Reclaim laser cell boasts additive and subtractive tech for part repair

A laser cell that combines additive and subtractive machining methods for repairing components has been developed as the result of a project called Reclaim. Riccardo Tosi of the UK’s Manufacturing Technology Centre, who spoke about Reclaim at the Mach event in April, sets out the business case for building such a hybrid system

During the past few years the use of lasers has become more popular thanks to cost savings and the high levels of quality, reliability, and handiness this technology offers. Flexibility of choice is what the laser market can now offer; different lasers depending on application and end use.

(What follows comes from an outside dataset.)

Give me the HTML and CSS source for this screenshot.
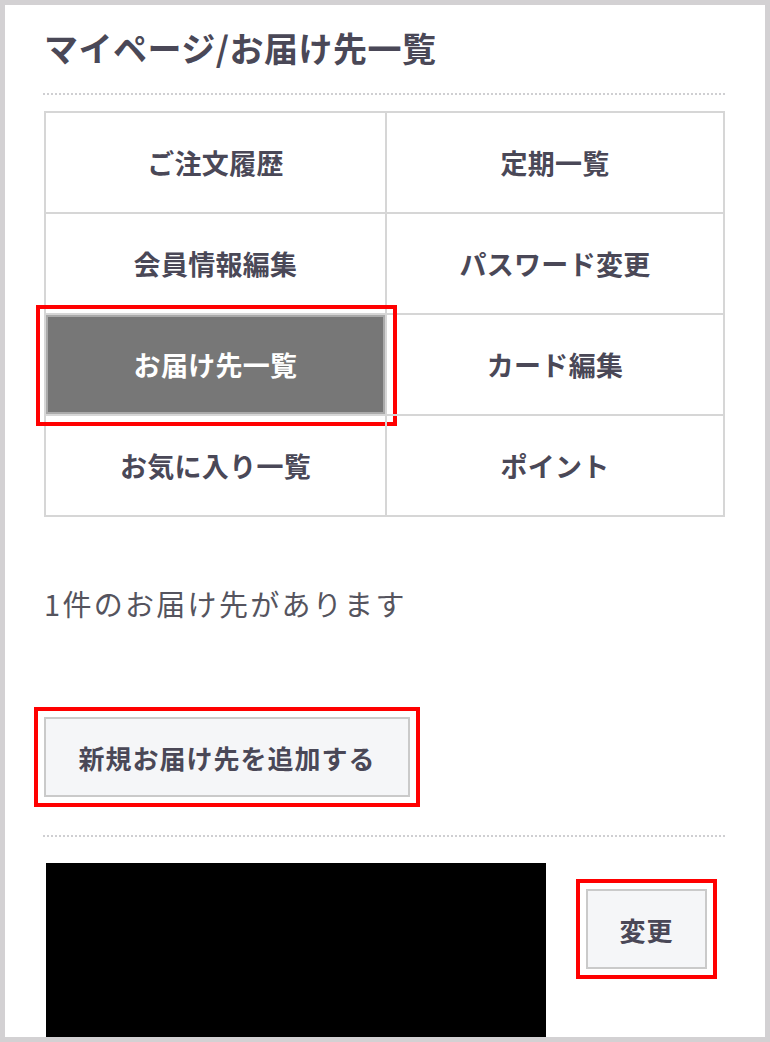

In September 2009, the Reclaim project, supported by funding from the Technology Strategy Board (now called Innovate UK), started with the aim of ‘Remanufacturing high value products using a combined laser cladding, inspection and machining system’.

The result, developed by a consortium of eight UK organisations, is a fully integrated remanufacturing cell designed for repairing high-value engineering products. The system incorporates inspection and a 200W fibre laser for cladding, as well as high-speed machining in one cell, and is able to switch between processes automatically. It uses CAD/CAM software from Declam and a Sprint scanning head developed by Renishaw.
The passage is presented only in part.